Further, it is to be understood that the multilayer cylinder means 22 is not limited to the two-layer configuration and may be constructed in a three- or four-layer form if required. Here the outer radiating cylinder has not only a radiation effect but an effect of heat insulation.

Furthermore, the multilayer cylinder means 22 may be disposed vertically or inclined at a suitable angle instead of being disposed horizontally. In this case, the housing 18 for containing the multilayer cylinder means 22 should preferably be attached to the frame 12 so that the housing 18 may be rocked and fixed at a suitable angle.

The mirror-like reflecting plate 20 may be formed in a parabolic shape with the multilayer cylinder means located in the vicinity of the center thereof. Here the multilayer cylinder means may be either projecting forward, lying horizontally, or standing vertically.
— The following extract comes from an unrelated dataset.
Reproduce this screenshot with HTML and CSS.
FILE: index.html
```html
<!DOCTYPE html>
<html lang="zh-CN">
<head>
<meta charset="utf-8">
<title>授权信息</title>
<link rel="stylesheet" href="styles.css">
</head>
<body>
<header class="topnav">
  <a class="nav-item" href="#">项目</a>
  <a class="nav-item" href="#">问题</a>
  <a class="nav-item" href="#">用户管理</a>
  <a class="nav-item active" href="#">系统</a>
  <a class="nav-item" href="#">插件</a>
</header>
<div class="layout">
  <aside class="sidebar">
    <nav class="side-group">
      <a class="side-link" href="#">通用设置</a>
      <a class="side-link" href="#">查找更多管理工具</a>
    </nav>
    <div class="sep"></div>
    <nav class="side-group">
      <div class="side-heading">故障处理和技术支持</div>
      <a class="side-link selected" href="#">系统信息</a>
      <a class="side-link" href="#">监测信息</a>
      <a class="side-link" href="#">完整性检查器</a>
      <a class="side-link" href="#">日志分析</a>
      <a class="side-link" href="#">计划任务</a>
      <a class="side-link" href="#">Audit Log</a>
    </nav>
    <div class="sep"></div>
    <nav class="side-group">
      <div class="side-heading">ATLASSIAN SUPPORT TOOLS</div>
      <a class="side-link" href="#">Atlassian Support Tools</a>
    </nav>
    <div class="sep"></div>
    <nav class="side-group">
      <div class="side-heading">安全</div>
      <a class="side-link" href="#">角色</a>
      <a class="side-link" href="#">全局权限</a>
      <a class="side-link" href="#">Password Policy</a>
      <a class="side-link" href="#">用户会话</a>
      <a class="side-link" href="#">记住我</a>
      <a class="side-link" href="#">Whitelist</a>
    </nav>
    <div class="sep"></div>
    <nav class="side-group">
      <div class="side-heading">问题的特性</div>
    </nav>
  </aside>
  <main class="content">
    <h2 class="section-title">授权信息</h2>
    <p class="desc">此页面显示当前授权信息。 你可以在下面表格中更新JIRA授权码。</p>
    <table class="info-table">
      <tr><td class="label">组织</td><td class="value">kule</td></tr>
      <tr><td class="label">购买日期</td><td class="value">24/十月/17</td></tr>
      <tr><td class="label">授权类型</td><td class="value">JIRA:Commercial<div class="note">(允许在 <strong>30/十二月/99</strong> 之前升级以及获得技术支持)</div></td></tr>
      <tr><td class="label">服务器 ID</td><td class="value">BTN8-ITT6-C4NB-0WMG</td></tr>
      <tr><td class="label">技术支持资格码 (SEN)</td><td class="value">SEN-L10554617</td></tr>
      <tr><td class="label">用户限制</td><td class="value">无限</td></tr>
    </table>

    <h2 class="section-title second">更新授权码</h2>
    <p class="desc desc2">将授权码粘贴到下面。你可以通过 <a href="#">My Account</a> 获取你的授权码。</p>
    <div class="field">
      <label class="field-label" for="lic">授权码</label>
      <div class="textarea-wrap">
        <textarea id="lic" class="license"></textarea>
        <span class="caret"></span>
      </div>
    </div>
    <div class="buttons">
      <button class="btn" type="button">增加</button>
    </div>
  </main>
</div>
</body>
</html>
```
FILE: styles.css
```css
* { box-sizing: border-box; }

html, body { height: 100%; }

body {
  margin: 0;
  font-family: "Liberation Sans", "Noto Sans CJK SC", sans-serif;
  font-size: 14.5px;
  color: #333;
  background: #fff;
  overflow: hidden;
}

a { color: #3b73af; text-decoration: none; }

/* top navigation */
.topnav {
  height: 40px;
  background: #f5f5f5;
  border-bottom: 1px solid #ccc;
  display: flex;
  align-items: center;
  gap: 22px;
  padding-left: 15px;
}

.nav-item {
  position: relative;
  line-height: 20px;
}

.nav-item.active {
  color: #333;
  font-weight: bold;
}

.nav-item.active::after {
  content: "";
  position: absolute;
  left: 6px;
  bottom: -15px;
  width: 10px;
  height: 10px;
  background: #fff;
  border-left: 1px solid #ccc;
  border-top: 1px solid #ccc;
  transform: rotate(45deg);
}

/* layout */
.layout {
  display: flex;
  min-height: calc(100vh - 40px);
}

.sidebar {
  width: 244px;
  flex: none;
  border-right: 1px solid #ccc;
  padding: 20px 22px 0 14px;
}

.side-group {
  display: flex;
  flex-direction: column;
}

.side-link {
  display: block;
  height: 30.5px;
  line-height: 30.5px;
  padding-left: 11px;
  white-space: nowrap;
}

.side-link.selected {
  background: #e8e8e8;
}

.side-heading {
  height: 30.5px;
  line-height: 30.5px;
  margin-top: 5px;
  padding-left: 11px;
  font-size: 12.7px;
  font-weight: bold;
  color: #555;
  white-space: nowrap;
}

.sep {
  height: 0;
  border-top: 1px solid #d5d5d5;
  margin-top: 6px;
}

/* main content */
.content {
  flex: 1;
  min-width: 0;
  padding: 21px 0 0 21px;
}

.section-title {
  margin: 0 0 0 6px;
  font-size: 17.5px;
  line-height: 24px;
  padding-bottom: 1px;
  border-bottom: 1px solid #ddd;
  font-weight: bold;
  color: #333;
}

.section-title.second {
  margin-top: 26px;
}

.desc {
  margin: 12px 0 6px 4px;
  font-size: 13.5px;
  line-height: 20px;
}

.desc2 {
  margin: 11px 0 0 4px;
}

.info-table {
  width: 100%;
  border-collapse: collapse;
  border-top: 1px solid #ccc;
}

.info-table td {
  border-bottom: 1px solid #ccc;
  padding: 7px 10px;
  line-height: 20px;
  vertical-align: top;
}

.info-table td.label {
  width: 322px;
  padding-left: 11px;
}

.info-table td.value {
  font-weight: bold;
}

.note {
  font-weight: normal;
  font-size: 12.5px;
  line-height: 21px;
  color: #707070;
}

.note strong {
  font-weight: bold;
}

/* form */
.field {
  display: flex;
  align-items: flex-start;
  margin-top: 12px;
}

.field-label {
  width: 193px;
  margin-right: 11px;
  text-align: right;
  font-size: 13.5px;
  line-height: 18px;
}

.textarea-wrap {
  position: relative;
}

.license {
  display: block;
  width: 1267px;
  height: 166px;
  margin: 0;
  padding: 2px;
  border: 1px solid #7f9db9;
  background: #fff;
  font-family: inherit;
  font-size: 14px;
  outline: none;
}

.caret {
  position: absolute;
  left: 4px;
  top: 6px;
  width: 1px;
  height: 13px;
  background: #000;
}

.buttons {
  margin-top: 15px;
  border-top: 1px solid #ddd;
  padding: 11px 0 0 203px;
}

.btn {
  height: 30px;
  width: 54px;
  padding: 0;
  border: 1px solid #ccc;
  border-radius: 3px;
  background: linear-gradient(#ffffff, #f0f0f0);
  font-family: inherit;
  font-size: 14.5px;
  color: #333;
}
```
As described above, in the infrared heater according to the invention, there are concentrically disposed the combustion cylinder and the radiating cylinder with a plurality of apertures bored in their respective peripheral surfaces in non radial alignment with each other, and a spray of fuel is ejected from the burner means into the combustion cylinder, so that the flame will never be blown off from the outer radiating cylinder and the temperature of the radiating cylinder, functioning also as an insulating cylinder, will not rise to an excessive degree. Further, the combination of the radiating cylinder and the mirror-like reflecting plate at the back thereof secures radiation of a great amount of heat through a wide angle .
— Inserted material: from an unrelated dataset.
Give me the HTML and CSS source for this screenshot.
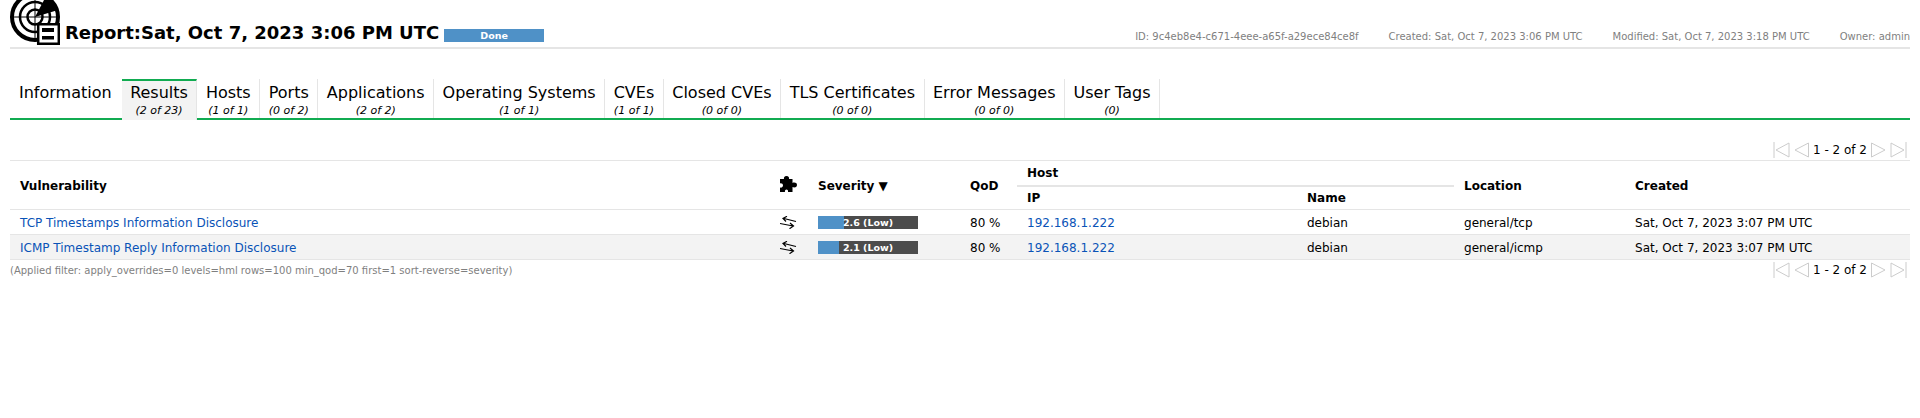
FILE: index.html
```html
<!DOCTYPE html>
<html lang="en">
<head>
  <meta charset="UTF-8">
  <title>Report | Results</title>
  <link rel="stylesheet" href="styles.css">
</head>
<body>
  <div class="report-header">
    <svg class="report-icon" width="50" height="45" viewBox="0 0 50 45">
      <g fill="none" stroke="#000">
        <circle cx="25" cy="17" r="23" stroke-width="4"/>
        <circle cx="25" cy="17" r="15" stroke-width="2.500"/>
        <circle cx="25" cy="17" r="7.500" stroke-width="2.500"/>
        <path d="M0 17H46M25 0V42" stroke-width="1"/>
      </g>
      <path d="M25 17L34 0H39L48 10Z" fill="#000"/>
      <path d="M27 23H50V45H27Z" fill="#fff"/>
      <path d="M28.200 24.200H48.800V43.800H28.200Z" fill="#fff" stroke="#000" stroke-width="2.500"/>
      <path d="M32 28H44V32H32ZM32 36H44V39.500H32Z" fill="#000"/>
    </svg>
    <h1 class="report-title">Report:Sat, Oct 7, 2023 3:06 PM UTC</h1>
    <div class="status-bar">Done</div>
    <div class="report-meta">
      <span>ID: 9c4eb8e4-c671-4eee-a65f-a29ece84ce8f</span>
      <span>Created: Sat, Oct 7, 2023 3:06 PM UTC</span>
      <span>Modified: Sat, Oct 7, 2023 3:18 PM UTC</span>
      <span>Owner: admin</span>
    </div>
  </div>

  <div class="tabs">
    <div class="tab first"><div class="tab-name">Information</div></div>
    <div class="tab active"><div class="tab-name">Results</div><div class="tab-count">(2 of 23)</div></div>
    <div class="tab"><div class="tab-name">Hosts</div><div class="tab-count">(1 of 1)</div></div>
    <div class="tab"><div class="tab-name">Ports</div><div class="tab-count">(0 of 2)</div></div>
    <div class="tab"><div class="tab-name">Applications</div><div class="tab-count">(2 of 2)</div></div>
    <div class="tab"><div class="tab-name">Operating Systems</div><div class="tab-count">(1 of 1)</div></div>
    <div class="tab"><div class="tab-name">CVEs</div><div class="tab-count">(1 of 1)</div></div>
    <div class="tab"><div class="tab-name">Closed CVEs</div><div class="tab-count">(0 of 0)</div></div>
    <div class="tab"><div class="tab-name">TLS Certificates</div><div class="tab-count">(0 of 0)</div></div>
    <div class="tab"><div class="tab-name">Error Messages</div><div class="tab-count">(0 of 0)</div></div>
    <div class="tab"><div class="tab-name">User Tags</div><div class="tab-count">(0)</div></div>
  </div>

  <div class="pager pager-top">
    <svg class="pager-icon" width="17" height="16" viewBox="0 0 17 16"><path d="M1 0V16M16 1V15L3 8Z"/></svg>
    <svg class="pager-icon" width="15" height="16" viewBox="0 0 15 16"><path d="M14.500 1V15L1 8Z"/></svg>
    <span class="pager-text">1 - 2 of 2</span>
    <svg class="pager-icon" width="15" height="16" viewBox="0 0 15 16"><path d="M.5 1V15L14 8Z"/></svg>
    <svg class="pager-icon" width="17" height="16" viewBox="0 0 17 16"><path d="M16 0V16M1 1V15L14 8Z"/></svg>
  </div>

  <table class="results">
    <colgroup>
      <col class="col-vuln"><col class="col-solution"><col class="col-severity"><col class="col-qod">
      <col class="col-ip"><col class="col-name"><col class="col-location"><col class="col-created">
    </colgroup>
    <thead>
      <tr>
        <th rowspan="2" class="head-tall">Vulnerability</th>
        <th rowspan="2" class="cell-icon">
          <svg class="solution-icon" width="17" height="17" viewBox="0 0 17 17"><path d="M0 3H4C3.500 1.500 4.500 0 6.500 0S9.500 1.500 9 3H12.500V7C14 6 17 6.500 17 9S14 12 12.500 11V16H8C8.500 14.500 7.500 13.500 6.500 13.500S4.500 14.500 5 16H0V11.500C1.500 12 3 11 3 9.500S1.500 7 0 7.500Z"/></svg>
        </th>
        <th rowspan="2" class="head-tall">Severity ▼</th>
        <th rowspan="2" class="head-tall">QoD</th>
        <th colspan="2" class="host-head">Host</th>
        <th rowspan="2" class="head-tall">Location</th>
        <th rowspan="2" class="head-tall">Created</th>
      </tr>
      <tr>
        <th class="host-sub">IP</th>
        <th class="host-sub">Name</th>
      </tr>
    </thead>
    <tbody>
      <tr>
        <td><a href="#">TCP Timestamps Information Disclosure</a></td>
        <td class="cell-icon">
          <svg width="17" height="13" viewBox="0 0 17 13"><path class="delta" d="M4 2.500L16 5.500M7 .3L3 2.500L6 5.500M0 7.500L13 10M10 7L13.500 10L9.500 12.700"/></svg>
        </td>
        <td class="cell-severity"><div class="severity"><div class="severity-fill" style="width: 26px"></div><span class="severity-text">2.6 (Low)</span></div></td>
        <td>80 %</td>
        <td><a href="#">192.168.1.222</a></td>
        <td>debian</td>
        <td>general/tcp</td>
        <td>Sat, Oct 7, 2023 3:07 PM UTC</td>
      </tr>
      <tr>
        <td><a href="#">ICMP Timestamp Reply Information Disclosure</a></td>
        <td class="cell-icon">
          <svg width="17" height="13" viewBox="0 0 17 13"><path class="delta" d="M4 2.500L16 5.500M7 .3L3 2.500L6 5.500M0 7.500L13 10M10 7L13.500 10L9.500 12.700"/></svg>
        </td>
        <td class="cell-severity"><div class="severity"><div class="severity-fill" style="width: 21px"></div><span class="severity-text">2.1 (Low)</span></div></td>
        <td>80 %</td>
        <td><a href="#">192.168.1.222</a></td>
        <td>debian</td>
        <td>general/icmp</td>
        <td>Sat, Oct 7, 2023 3:07 PM UTC</td>
      </tr>
    </tbody>
  </table>

  <div class="table-footer">
    <div class="filter-text">(Applied filter: apply_overrides=0 levels=hml rows=100 min_qod=70 first=1 sort-reverse=severity)</div>
    <div class="pager">
      <svg class="pager-icon" width="17" height="16" viewBox="0 0 17 16"><path d="M1 0V16M16 1V15L3 8Z"/></svg>
      <svg class="pager-icon" width="15" height="16" viewBox="0 0 15 16"><path d="M14.500 1V15L1 8Z"/></svg>
      <span class="pager-text">1 - 2 of 2</span>
      <svg class="pager-icon" width="15" height="16" viewBox="0 0 15 16"><path d="M.5 1V15L14 8Z"/></svg>
      <svg class="pager-icon" width="17" height="16" viewBox="0 0 17 16"><path d="M16 0V16M1 1V15L14 8Z"/></svg>
    </div>
  </div>
</body>
</html>
```

FILE: styles.css
```css
body {
  margin: 0;
  padding: 0 10px;
  background: #fff;
  color: #000;
  font-family: "DejaVu Sans", sans-serif;
  font-size: 12px;
}

a {
  color: #0a53b7;
  text-decoration: none;
}

/* report header */
.report-header {
  display: flex;
  align-items: flex-end;
  height: 47px;
  border-bottom: 2px solid #e5e5e5;
}
.report-icon {
  display: block;
  flex: none;
  margin-bottom: 2px;
}
.report-title {
  margin: 0 5px 3px 5px;
  font-size: 18px;
  line-height: 22px;
  font-weight: bold;
}
.status-bar {
  width: 100px;
  height: 13px;
  margin-bottom: 5px;
  background: #4f91c7;
  color: #fff;
  font-size: 9.5px;
  font-weight: bold;
  line-height: 13px;
  text-align: center;
}
.report-meta {
  display: flex;
  gap: 30px;
  margin-left: auto;
  margin-bottom: 4px;
  color: #7f7f7f;
  font-size: 10px;
  line-height: 12px;
}

/* tabs */
.tabs {
  display: flex;
  height: 39px;
  margin-top: 30px;
  border-bottom: 2px solid #11ab51;
}
.tab {
  padding: 3px 8.500px 0;
  border-right: 1px solid #e5e5e5;
  text-align: center;
}
.tab.first {
  border-right: none;
  padding-left: 9px;
  padding-right: 10px;
}
.tab.active {
  box-sizing: border-box;
  height: 41px;
  margin-bottom: -2px;
  border-top: 2px solid #11ab51;
  padding-top: 1px;
  background: #f3f3f3;
}
.tab-name {
  font-size: 16px;
  line-height: 22px;
}
.tab-count {
  font-size: 11px;
  font-style: italic;
  line-height: 14px;
}

/* pagination */
.pager {
  display: flex;
  justify-content: flex-end;
  align-items: center;
  gap: 4px;
  padding-right: 3px;
}
.pager-top {
  margin-top: 22px;
  margin-bottom: 2px;
}
.pager-icon {
  display: block;
  fill: none;
  stroke: #ccc;
  stroke-width: 1;
}
.pager-text {
  font-size: 12px;
}

/* results table */
.results {
  width: 100%;
  table-layout: fixed;
  border-collapse: collapse;
  border-top: 1px solid #e5e5e5;
}
.col-vuln { width: 758px; }
.col-solution { width: 40px; }
.col-severity { width: 152px; }
.col-qod { width: 57px; }
.col-ip { width: 280px; }
.col-name { width: 157px; }
.col-location { width: 171px; }
.results th,
.results td {
  box-sizing: border-box;
  padding: 0 10px;
  text-align: left;
  white-space: nowrap;
}
.results th {
  height: 24px;
  font-weight: bold;
}
.results thead {
  border-bottom: 1px solid #e5e5e5;
}
.results th.head-tall {
  padding-top: 2px;
}
.results th.host-head {
  height: 25px;
  border-bottom: 2px solid #e5e5e5;
}
.results th.host-sub {
  padding-top: 1px;
}
.results td {
  height: 25px;
  padding-top: 2px;
  border-bottom: 1px solid #e5e5e5;
}
.results td.cell-severity {
  padding-top: 0;
}
.results tbody tr:nth-child(even) {
  background: #f3f3f3;
}
.results .cell-icon,
.results td.cell-icon {
  padding: 0;
  text-align: center;
  line-height: 0;
}
.solution-icon {
  margin-top: -2px;
}
.delta {
  fill: none;
  stroke: #000;
  stroke-width: 1.200;
}

/* severity bar */
.severity {
  position: relative;
  width: 100px;
  height: 13px;
  background: #4c4c4c;
}
.severity-fill {
  height: 13px;
  background: #4f91c7;
}
.severity-text {
  position: absolute;
  top: 0;
  left: 0;
  right: 0;
  color: #fff;
  font-size: 9.500px;
  font-weight: bold;
  line-height: 13px;
  text-align: center;
}

/* below the table */
.table-footer {
  display: flex;
  justify-content: space-between;
  align-items: center;
  margin-top: 2px;
}
.filter-text {
  color: #7f7f7f;
  font-size: 10px;
}
```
Additionally, this invention may be applied not only to heaters but also to dryers due to its operative effect. In this case, the multilayer cylinder means should preferably be so arranged that the longitudinal direction of an object to be dried is in alignment with the axial direction of the multilayer cylinder means.

Claims

1. An infrared heater comprising;

a mirror-like, semicylindrical reflecting plate,

multilayer cylinder means composed of a combustion cylinder having a plurality of apertures uniformly spaced about the circumference and length thereof and a radiating cylinder having a plurality of offset apertures uniformly spaced about the circumference and length thereof and being in non-radial alignment with the apertures of the combustion cylinder, said multilayer cylinder means being arranged in front of the reflecting plate, and

burner means for ejecting a spray of fuel into the combustion cylinder of the multilayer means, whereby no flame through the apertures of the combustion cylinder is blown off to the open air through the apertures of the radiating cylinder.

2. An infrared heater according to claim 1 wherein the burner means is located at the side of the multilayer cylinder means to eject fuel in the axial direction of the multilayer cylinder means.
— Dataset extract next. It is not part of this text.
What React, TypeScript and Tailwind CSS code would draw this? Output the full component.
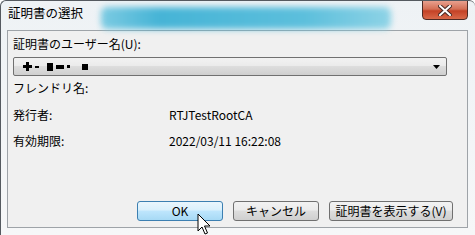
import React from 'react';

const font = { fontFamily: '"Noto Sans CJK JP", "Noto Sans", sans-serif' };

const Redacted = () => (
  <div className="flex items-center gap-[3px] pl-[9px]">
    <span className="relative inline-block h-[3px] w-[9px] bg-black">
      <span className="absolute left-[3px] top-[-3px] h-[9px] w-[3px] bg-black" />
    </span>
    <span className="inline-block h-[2px] w-[4px] bg-black" />
    <span className="ml-[5px] inline-block h-[8px] w-[6px] bg-black" />
    <span className="inline-block h-[4px] w-[8px] bg-black" />
    <span className="inline-block h-[3px] w-[3px] bg-black" />
    <span className="ml-[9px] inline-block h-[6px] w-[6px] bg-black" />
  </div>
);

const Btn = ({ label, w, primary }: { label: string; w: string; primary?: boolean }) => (
  <button
    className={
      'flex h-[20px] items-center justify-center rounded-[3px] border text-[12px] leading-none text-black ' +
      w +
      (primary
        ? ' border-[#3c7fb1] bg-[linear-gradient(#eaf6fd_0%,#d9f0fc_45%,#bee6fd_50%,#a7d9f5_100%)]'
        : ' border-[#707070] bg-[linear-gradient(#f2f2f2_0%,#ebebeb_45%,#dddddd_50%,#cfcfcf_100%)]')
    }
  >
    {label}
  </button>
);

const Row = ({ label, value, className }: { label: string; value?: string; className: string }) => (
  <div className={'flex h-[16px] items-center text-[12px] leading-none text-black ' + className}>
    <span className="w-[156px]">{label}</span>
    {value && <span>{value}</span>}
  </div>
);

export default function App() {
  return (
    <div
      className="relative flex h-[235px] w-[475px] flex-col overflow-hidden rounded-t-[6px] border-l border-t border-[#555a60] bg-[linear-gradient(#eef2f5,#f6f7f8)]"
      style={font}
    >
      <div className="relative flex h-[29px] shrink-0 items-start">
        <div className="absolute left-[100px] top-[6px] h-[22px] w-[290px] rounded-[6px] bg-[linear-gradient(90deg,#7ccbe2,#46b4d6_20%,#5cbfdc_70%,#8ed3e6)] blur-[3px]" />
        <span className="relative pl-[7px] pt-[6px] text-[12.5px] leading-none text-black">証明書の選択</span>
        <div className="absolute right-[7px] top-[-1px] flex h-[20px] w-[46px] items-center justify-center rounded-b-[4px] border border-[#4d2a24] bg-[linear-gradient(#e8a08e_0%,#d46f55_45%,#c44226_55%,#d9694a_100%)]">
          <svg width="14" height="11" viewBox="0 0 14 11">
            <path d="M2 1 L12 10 M12 1 L2 10" stroke="#4a2a24" strokeWidth="4" strokeLinecap="square" />
            <path d="M2 1 L12 10 M12 1 L2 10" stroke="#ffffff" strokeWidth="2" strokeLinecap="square" />
          </svg>
        </div>
      </div>
      <div className="ml-[6px] flex h-[198px] w-[461px] flex-col border border-[#9ea3a8] bg-[#f0f0f0] pl-[5px] pr-[14px]">
        <Row label="証明書のユーザー名(U):" className="mt-[5px]" />
        <div className="mt-[5px] flex h-[19px] w-[434px] items-center justify-between rounded-[2px] border border-[#707070] bg-[linear-gradient(#f2f2f2_0%,#ebebeb_45%,#dddddd_50%,#cfcfcf_100%)] pr-[6px]">
          <Redacted />
          <svg width="7" height="4" viewBox="0 0 7 4">
            <path d="M0 0 H7 L3.5 4 Z" fill="#000" />
          </svg>
        </div>
        <Row label="フレンドリ名:" className="mt-[4px]" />
        <Row label="発行者:" value="RTJTestRootCA" className="mt-[11px]" />
        <Row label="有効期限:" value="2022/03/11 16:22:08" className="mt-[10px]" />
        <div className="mt-[52px] flex justify-end gap-[10px]">
          <Btn label="OK" w="w-[86px]" primary />
          <Btn label="キャンセル" w="w-[86px]" />
          <Btn label="証明書を表示する(V)" w="w-[124px]" />
        </div>
      </div>
      <svg className="absolute left-[196px] top-[212px]" width="14" height="23" viewBox="0 0 14 23">
        <path d="M1 1 V18 L5 14 L8 21 L10.5 20 L7.5 13 H13 Z" fill="#fff" stroke="#000" strokeWidth="1" strokeLinejoin="round" />
      </svg>
    </div>
  );
}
3. An infrared heater according to claim 2 wherein the ratio of the total area of the apertures of the combustion cylinder to the surface area at the central portion of the combustion cylinder is higher than that at each end portion.

4. An infrared heater according to claim 3 wherein the number per unit surface of the apertures at the central portion of the combustion cylinder is larger than that at each end portion.

5. An infrared heater according to claim 3 wherein the diameter of the apertures at the central portion of the combustion cylinder is larger than the diameter of the apertures at each end portion.